• TASK PROMPT
Note each line of the listing that contains the string "React", and copy it.

━━━━━ THE INPUT

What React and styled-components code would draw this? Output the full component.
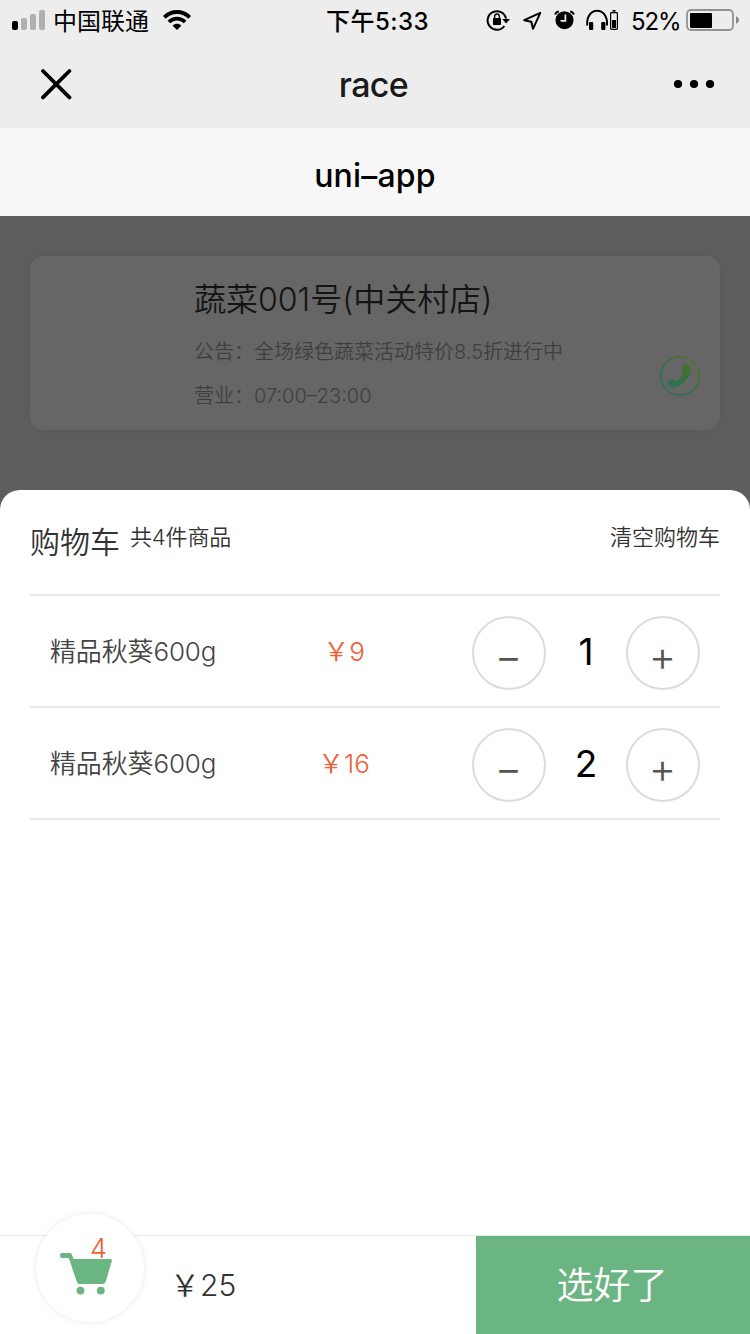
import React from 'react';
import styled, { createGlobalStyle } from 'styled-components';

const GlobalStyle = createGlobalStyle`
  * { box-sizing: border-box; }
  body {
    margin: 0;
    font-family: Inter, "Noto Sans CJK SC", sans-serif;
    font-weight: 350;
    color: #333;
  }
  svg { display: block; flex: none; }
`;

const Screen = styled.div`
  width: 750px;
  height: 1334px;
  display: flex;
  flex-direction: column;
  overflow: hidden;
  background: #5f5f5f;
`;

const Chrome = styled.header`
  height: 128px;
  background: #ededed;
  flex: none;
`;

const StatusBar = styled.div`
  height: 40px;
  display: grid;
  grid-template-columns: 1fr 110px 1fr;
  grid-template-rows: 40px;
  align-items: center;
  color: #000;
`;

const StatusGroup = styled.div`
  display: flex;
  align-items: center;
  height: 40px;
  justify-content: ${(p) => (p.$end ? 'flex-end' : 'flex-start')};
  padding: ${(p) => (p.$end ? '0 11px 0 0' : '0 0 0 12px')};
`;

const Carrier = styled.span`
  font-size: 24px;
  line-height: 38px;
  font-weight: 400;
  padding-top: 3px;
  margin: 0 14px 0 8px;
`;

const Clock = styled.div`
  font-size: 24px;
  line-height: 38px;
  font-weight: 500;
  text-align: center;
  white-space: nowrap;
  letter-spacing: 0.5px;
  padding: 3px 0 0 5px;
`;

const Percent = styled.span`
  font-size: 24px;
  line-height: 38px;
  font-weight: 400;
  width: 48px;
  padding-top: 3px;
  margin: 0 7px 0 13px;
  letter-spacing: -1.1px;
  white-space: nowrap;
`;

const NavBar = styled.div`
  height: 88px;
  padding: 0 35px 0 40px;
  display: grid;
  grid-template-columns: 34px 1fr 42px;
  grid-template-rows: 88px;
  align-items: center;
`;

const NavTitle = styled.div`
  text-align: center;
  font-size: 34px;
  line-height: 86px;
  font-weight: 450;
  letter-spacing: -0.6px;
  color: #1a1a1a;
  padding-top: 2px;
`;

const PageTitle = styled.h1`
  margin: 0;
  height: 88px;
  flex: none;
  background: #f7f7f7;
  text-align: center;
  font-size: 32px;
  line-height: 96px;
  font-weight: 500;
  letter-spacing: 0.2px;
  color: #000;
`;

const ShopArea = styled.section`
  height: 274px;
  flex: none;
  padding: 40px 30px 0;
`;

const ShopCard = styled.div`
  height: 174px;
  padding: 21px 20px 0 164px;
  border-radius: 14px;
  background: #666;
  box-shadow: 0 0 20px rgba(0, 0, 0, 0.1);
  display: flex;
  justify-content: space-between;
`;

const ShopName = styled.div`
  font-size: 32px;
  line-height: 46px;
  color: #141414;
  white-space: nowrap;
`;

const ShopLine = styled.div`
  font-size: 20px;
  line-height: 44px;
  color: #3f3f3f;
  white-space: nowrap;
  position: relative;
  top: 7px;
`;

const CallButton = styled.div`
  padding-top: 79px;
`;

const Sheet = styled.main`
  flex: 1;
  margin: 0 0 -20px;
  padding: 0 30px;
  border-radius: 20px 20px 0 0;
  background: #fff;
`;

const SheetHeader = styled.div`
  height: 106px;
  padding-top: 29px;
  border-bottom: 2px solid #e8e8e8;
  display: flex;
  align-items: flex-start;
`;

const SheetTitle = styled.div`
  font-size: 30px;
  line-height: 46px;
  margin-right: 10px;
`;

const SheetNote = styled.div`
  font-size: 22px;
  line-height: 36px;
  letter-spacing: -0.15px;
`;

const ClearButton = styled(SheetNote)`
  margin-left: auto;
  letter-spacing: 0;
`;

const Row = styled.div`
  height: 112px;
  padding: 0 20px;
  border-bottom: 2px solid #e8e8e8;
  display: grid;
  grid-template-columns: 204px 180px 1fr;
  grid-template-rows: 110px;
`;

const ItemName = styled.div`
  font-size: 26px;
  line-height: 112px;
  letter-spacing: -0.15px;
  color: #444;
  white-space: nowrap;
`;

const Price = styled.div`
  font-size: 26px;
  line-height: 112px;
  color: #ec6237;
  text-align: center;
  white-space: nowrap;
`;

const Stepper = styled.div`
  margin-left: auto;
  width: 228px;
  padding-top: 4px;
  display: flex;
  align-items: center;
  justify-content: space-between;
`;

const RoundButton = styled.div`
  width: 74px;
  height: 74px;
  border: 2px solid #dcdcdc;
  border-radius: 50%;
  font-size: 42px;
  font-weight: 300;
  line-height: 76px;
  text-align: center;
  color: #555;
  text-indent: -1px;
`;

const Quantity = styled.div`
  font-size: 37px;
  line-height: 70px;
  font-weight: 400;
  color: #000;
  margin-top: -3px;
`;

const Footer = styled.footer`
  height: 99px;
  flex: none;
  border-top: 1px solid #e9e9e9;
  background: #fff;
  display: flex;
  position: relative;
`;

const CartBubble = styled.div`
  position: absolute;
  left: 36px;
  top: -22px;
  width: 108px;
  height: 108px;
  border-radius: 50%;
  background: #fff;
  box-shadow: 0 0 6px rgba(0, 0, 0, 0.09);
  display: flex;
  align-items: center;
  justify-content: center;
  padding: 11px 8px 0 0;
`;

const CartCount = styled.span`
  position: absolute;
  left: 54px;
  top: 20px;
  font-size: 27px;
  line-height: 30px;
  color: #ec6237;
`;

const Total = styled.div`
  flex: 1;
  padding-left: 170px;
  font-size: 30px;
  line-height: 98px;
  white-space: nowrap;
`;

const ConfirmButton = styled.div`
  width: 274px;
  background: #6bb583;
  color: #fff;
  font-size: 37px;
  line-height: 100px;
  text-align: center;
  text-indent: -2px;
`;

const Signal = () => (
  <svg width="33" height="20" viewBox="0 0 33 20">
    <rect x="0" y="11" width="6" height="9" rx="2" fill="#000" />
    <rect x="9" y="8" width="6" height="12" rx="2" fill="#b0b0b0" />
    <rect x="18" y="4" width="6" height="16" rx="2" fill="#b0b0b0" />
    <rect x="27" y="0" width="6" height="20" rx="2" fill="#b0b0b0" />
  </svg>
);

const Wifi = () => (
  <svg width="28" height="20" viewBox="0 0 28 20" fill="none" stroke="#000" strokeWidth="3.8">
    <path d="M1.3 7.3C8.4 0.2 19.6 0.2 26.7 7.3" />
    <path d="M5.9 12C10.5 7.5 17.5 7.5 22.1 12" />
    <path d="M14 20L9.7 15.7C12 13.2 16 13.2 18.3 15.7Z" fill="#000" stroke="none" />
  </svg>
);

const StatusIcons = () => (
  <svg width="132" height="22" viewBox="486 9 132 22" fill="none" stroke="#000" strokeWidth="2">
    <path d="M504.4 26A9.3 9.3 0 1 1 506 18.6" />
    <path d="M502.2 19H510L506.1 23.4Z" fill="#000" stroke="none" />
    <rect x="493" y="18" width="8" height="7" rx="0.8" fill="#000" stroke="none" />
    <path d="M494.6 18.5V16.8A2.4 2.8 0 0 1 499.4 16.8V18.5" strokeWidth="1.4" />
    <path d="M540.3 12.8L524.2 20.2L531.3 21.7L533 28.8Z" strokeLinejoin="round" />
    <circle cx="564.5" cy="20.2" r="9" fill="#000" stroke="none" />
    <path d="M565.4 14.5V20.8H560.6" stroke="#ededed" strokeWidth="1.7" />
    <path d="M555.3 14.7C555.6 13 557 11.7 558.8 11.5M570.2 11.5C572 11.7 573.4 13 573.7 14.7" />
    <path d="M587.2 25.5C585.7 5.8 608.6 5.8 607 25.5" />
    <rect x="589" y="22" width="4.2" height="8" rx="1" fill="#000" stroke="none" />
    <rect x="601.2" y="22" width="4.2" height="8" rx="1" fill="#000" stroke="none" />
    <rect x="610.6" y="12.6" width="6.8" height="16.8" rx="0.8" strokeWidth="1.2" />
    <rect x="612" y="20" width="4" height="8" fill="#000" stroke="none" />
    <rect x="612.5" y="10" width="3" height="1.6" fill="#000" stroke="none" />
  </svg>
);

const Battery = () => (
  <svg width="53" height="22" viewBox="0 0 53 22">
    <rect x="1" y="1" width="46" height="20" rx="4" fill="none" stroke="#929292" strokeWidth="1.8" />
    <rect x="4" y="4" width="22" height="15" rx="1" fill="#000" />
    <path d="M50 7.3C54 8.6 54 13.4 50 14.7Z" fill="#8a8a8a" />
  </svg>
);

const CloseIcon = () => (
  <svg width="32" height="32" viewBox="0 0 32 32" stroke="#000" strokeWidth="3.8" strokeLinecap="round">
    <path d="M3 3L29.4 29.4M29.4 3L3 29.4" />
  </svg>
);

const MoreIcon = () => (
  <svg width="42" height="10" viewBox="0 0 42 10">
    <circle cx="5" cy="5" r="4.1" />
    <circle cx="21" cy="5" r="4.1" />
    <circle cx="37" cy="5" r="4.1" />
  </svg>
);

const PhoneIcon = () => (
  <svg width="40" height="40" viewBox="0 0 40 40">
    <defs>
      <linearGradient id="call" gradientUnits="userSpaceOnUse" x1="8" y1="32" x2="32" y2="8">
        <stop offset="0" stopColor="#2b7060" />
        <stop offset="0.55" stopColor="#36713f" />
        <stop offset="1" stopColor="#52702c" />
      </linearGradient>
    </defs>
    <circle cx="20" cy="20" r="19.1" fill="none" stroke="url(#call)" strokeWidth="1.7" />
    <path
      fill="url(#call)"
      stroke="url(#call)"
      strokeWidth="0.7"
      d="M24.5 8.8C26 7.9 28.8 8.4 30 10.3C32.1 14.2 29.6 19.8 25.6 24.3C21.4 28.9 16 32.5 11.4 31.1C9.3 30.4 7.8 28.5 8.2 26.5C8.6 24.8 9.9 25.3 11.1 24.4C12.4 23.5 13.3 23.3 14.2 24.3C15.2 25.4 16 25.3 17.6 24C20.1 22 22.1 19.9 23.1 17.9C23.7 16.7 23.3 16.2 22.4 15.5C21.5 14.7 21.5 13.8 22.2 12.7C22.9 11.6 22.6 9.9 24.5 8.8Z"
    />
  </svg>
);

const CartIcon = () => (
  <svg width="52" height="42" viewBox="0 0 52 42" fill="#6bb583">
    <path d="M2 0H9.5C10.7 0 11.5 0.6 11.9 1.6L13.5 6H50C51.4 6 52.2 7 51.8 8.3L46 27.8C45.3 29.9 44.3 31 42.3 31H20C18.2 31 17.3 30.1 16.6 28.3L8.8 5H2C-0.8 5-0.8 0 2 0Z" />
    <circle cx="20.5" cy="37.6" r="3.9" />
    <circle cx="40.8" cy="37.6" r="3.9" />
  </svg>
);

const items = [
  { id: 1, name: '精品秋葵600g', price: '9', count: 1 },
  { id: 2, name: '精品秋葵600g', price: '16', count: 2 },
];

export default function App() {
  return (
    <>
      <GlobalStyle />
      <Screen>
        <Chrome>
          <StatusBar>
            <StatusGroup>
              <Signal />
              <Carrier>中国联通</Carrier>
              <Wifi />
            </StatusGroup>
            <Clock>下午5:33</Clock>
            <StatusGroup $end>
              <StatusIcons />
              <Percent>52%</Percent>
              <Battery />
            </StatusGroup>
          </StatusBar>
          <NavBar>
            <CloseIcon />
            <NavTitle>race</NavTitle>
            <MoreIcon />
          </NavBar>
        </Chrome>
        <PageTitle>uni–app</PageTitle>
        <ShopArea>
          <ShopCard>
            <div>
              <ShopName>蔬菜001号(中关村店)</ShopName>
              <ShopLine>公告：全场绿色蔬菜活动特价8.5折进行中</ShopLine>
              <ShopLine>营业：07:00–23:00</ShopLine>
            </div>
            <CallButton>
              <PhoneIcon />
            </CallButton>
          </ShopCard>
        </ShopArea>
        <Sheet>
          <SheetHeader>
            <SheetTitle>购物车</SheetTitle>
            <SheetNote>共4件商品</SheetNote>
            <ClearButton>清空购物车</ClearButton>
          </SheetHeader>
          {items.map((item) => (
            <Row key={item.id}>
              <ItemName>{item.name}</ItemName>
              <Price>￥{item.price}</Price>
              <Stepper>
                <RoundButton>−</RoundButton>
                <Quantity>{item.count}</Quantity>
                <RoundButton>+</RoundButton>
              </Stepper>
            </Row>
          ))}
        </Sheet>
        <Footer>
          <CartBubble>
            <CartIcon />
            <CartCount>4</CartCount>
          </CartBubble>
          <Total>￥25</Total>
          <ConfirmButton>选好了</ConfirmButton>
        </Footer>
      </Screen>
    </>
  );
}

━━━━━━━━━━
━━━━━ THE INPUT

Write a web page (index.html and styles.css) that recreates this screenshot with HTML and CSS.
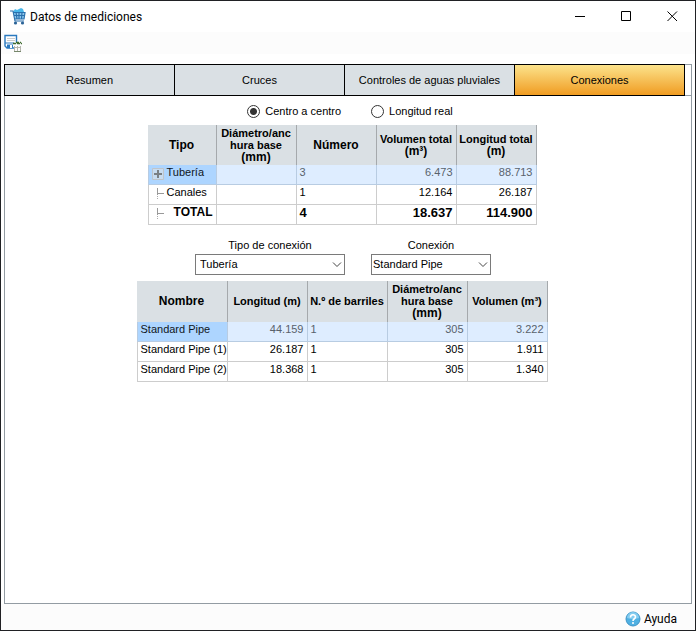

━━━━━━━━━━
━━━━━ THE INPUT

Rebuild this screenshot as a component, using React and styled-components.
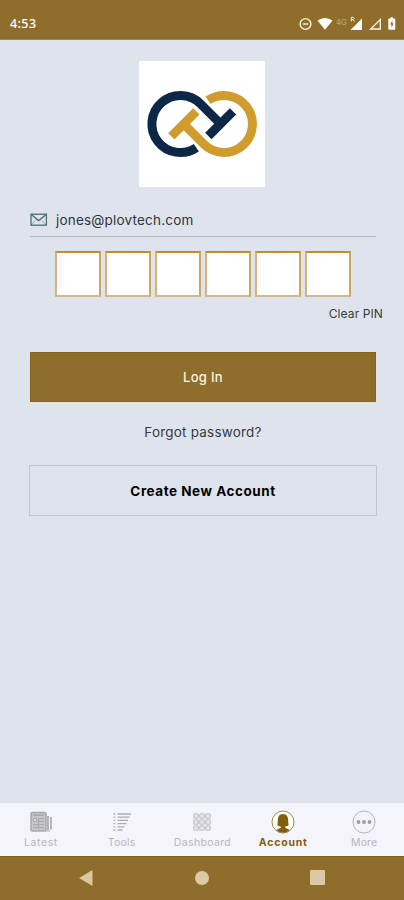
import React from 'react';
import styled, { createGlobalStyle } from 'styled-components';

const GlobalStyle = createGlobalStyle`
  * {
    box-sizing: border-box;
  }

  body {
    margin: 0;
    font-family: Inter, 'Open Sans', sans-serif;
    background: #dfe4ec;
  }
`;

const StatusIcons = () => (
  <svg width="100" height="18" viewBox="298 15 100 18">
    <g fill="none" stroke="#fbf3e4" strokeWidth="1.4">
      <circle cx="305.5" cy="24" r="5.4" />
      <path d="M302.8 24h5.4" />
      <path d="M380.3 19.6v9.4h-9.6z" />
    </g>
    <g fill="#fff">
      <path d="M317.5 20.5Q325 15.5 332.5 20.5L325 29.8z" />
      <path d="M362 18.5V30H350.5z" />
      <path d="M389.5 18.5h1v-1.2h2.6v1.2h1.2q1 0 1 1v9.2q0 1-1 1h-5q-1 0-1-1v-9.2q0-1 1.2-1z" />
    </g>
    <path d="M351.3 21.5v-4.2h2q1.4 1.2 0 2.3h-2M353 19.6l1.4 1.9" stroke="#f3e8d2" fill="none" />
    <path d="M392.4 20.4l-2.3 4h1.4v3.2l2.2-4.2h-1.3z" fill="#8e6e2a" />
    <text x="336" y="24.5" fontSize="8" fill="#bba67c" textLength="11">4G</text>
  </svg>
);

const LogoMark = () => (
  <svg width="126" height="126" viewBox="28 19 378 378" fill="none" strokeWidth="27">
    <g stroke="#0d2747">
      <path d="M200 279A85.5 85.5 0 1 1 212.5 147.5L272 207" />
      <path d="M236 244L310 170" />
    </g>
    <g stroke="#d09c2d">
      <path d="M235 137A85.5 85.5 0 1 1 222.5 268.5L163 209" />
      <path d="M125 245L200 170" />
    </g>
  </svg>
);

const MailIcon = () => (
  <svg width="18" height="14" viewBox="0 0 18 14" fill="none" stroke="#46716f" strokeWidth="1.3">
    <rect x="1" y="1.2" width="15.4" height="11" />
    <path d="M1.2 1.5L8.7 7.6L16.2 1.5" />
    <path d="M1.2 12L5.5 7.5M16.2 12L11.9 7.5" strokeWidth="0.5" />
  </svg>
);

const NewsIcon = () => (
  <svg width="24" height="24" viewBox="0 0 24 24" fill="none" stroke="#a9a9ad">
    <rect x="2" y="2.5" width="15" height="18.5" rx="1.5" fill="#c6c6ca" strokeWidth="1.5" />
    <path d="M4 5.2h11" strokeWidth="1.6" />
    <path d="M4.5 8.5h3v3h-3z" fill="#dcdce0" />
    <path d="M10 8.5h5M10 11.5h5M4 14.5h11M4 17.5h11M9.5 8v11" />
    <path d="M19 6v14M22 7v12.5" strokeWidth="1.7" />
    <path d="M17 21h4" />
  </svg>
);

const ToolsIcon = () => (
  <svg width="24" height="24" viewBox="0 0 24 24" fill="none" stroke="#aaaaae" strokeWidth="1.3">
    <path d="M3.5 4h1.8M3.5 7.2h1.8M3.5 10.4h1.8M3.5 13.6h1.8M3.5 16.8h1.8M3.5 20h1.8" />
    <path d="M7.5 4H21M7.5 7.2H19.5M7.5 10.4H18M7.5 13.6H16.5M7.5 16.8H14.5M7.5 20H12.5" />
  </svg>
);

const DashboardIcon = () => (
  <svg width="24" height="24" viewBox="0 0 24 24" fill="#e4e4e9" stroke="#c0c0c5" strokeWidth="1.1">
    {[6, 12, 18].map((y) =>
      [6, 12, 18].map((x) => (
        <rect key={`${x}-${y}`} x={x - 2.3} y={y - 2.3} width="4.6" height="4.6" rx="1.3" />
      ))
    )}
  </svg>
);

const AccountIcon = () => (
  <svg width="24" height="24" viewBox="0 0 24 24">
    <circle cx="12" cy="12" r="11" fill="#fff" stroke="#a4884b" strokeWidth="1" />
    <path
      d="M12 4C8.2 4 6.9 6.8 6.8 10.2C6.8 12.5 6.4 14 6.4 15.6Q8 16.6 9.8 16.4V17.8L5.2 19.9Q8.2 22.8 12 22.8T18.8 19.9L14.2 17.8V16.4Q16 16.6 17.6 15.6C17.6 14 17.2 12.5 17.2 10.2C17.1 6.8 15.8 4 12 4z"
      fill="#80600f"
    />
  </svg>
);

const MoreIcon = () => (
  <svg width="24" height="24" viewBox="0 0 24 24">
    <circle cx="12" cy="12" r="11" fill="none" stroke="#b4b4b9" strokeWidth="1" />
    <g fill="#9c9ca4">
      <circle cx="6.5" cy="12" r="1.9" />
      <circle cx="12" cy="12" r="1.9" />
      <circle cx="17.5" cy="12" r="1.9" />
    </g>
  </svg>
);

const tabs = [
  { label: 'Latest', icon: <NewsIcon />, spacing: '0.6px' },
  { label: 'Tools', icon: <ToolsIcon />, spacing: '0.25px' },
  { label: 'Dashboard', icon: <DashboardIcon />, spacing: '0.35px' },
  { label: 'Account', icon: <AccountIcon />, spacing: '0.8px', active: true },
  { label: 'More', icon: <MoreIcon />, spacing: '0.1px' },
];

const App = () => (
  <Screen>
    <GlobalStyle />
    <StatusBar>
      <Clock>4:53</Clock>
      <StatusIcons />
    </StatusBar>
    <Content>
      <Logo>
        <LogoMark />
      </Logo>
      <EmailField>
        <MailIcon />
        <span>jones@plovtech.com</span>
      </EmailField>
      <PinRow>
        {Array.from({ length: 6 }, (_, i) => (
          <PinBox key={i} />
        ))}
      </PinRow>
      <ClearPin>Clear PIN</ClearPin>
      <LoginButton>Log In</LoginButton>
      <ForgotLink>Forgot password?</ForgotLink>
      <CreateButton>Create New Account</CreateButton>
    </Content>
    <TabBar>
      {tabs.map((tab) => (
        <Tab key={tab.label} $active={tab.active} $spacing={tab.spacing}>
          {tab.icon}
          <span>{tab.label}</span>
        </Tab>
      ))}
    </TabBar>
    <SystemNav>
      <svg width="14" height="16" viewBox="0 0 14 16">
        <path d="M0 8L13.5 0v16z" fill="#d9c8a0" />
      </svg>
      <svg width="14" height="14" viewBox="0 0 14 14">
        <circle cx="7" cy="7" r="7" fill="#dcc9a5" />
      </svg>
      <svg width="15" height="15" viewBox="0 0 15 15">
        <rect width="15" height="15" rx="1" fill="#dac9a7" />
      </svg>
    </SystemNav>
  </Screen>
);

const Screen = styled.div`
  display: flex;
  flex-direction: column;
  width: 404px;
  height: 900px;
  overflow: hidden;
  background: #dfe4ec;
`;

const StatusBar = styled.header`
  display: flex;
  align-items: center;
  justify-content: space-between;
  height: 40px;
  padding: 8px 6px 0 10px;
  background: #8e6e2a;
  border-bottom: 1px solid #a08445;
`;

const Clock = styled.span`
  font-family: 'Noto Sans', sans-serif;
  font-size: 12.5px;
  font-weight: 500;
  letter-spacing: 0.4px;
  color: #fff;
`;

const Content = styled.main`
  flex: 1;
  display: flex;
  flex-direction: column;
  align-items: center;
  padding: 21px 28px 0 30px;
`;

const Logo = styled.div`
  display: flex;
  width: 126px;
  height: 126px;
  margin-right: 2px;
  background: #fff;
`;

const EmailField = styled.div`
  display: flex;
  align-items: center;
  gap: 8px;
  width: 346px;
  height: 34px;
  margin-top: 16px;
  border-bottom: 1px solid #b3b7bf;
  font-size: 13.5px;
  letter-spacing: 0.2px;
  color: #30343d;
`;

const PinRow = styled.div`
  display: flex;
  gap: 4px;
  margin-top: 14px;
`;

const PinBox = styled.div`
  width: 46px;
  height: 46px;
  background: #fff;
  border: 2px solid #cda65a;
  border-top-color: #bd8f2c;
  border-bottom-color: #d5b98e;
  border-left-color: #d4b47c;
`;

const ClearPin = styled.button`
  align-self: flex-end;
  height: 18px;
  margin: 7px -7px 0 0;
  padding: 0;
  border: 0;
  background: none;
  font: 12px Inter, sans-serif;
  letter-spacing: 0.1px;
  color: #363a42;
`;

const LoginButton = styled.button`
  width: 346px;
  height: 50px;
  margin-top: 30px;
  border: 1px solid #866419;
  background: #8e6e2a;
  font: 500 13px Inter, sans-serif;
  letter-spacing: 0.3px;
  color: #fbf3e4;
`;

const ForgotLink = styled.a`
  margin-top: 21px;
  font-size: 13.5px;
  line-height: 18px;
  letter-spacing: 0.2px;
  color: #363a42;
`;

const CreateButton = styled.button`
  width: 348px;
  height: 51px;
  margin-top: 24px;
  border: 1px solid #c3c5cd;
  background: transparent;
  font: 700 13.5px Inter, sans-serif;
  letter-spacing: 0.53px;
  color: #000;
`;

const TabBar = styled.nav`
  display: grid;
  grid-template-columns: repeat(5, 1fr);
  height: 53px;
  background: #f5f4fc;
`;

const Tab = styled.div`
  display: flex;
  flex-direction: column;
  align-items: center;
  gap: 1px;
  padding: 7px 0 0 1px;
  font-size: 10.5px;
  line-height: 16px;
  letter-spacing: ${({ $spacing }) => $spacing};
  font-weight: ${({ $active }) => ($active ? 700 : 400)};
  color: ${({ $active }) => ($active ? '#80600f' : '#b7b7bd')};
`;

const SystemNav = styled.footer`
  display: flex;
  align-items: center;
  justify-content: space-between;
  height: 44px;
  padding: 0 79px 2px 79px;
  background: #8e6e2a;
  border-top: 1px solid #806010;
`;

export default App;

━━━━━━━━━━

• RESPONSE
What React and styled-components code would draw this? Output the full component.
import React from 'react';
Rebuild this screenshot as a component, using React and styled-components.
import React from 'react';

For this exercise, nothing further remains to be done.